* _Task_
All lines featuring the string "this" are to be listed.
* Start Entries provided *
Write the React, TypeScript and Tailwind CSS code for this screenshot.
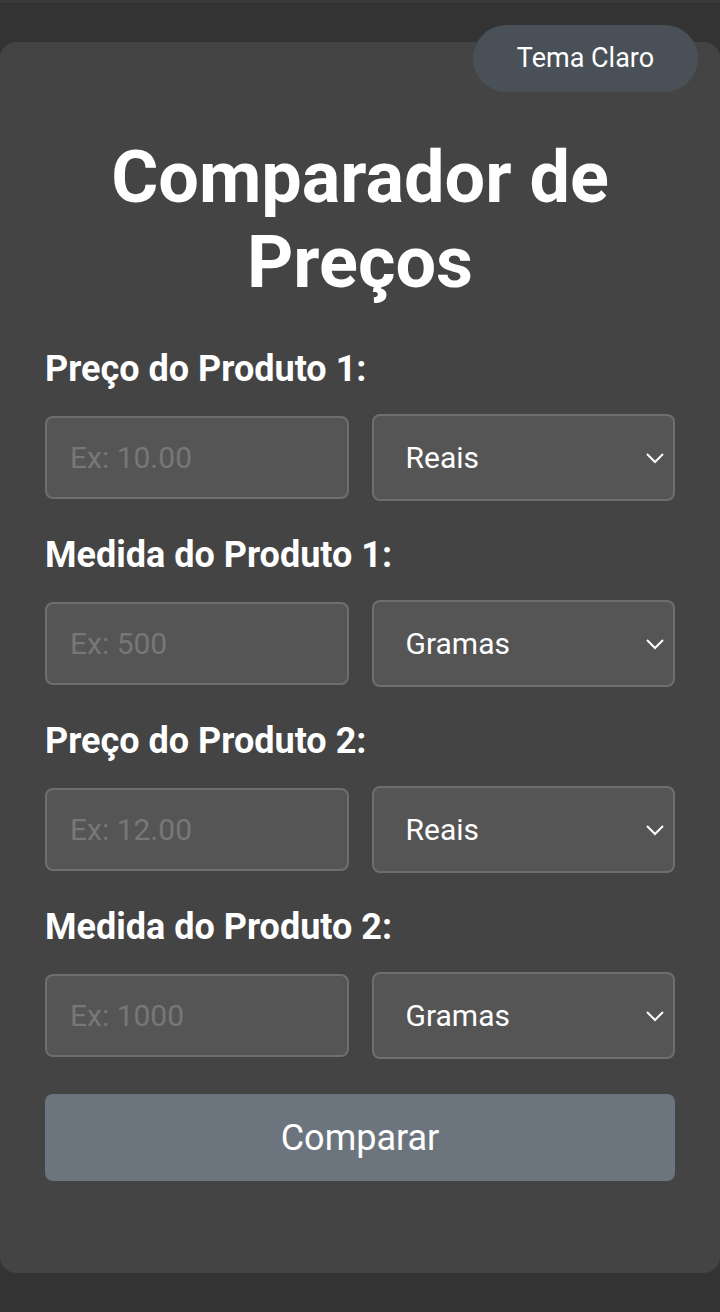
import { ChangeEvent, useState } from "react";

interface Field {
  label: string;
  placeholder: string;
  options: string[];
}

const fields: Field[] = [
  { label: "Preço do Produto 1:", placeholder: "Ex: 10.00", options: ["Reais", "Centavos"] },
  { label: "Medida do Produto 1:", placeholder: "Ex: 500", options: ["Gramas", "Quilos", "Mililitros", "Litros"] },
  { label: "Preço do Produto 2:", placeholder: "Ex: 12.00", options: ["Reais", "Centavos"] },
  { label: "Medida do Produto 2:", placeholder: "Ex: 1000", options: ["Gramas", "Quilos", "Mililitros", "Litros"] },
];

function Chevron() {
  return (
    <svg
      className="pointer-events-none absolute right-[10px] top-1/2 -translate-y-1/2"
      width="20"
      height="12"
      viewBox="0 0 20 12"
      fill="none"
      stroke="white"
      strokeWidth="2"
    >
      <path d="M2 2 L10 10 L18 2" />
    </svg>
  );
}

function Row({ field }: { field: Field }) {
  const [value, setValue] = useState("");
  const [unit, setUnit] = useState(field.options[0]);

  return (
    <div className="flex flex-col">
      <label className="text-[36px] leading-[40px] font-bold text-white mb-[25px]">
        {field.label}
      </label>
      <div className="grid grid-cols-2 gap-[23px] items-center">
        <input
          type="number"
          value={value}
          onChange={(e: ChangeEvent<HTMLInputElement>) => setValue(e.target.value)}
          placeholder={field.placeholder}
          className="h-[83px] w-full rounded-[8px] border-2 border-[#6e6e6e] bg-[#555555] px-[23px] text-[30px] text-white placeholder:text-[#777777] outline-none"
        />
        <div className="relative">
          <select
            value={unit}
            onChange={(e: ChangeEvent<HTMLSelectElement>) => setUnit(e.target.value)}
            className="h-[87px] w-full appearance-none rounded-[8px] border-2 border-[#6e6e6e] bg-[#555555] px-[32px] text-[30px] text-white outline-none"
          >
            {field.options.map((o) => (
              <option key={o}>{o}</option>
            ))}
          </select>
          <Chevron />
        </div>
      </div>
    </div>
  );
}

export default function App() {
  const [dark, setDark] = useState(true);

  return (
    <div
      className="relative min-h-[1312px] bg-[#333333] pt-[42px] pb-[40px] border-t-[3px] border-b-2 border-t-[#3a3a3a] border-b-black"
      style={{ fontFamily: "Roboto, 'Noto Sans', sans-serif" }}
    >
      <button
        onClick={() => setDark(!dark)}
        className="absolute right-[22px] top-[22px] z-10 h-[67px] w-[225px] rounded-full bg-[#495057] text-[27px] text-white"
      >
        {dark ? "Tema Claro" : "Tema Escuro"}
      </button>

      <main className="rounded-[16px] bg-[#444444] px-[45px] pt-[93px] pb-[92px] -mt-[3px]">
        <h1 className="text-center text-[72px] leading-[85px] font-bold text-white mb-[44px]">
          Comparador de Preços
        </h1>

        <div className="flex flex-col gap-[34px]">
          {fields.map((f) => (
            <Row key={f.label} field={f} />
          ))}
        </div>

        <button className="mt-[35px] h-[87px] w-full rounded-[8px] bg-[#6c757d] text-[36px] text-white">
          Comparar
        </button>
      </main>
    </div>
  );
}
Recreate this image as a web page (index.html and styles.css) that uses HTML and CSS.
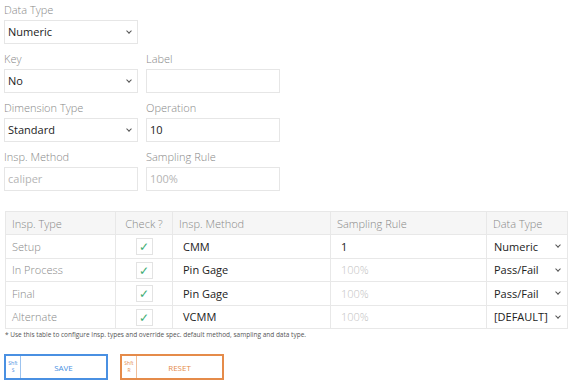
* End Entries provided *
* _Full solution_
Write the React, TypeScript and Tailwind CSS code for this screenshot.
Recreate this image as a web page (index.html and styles.css) that uses HTML and CSS.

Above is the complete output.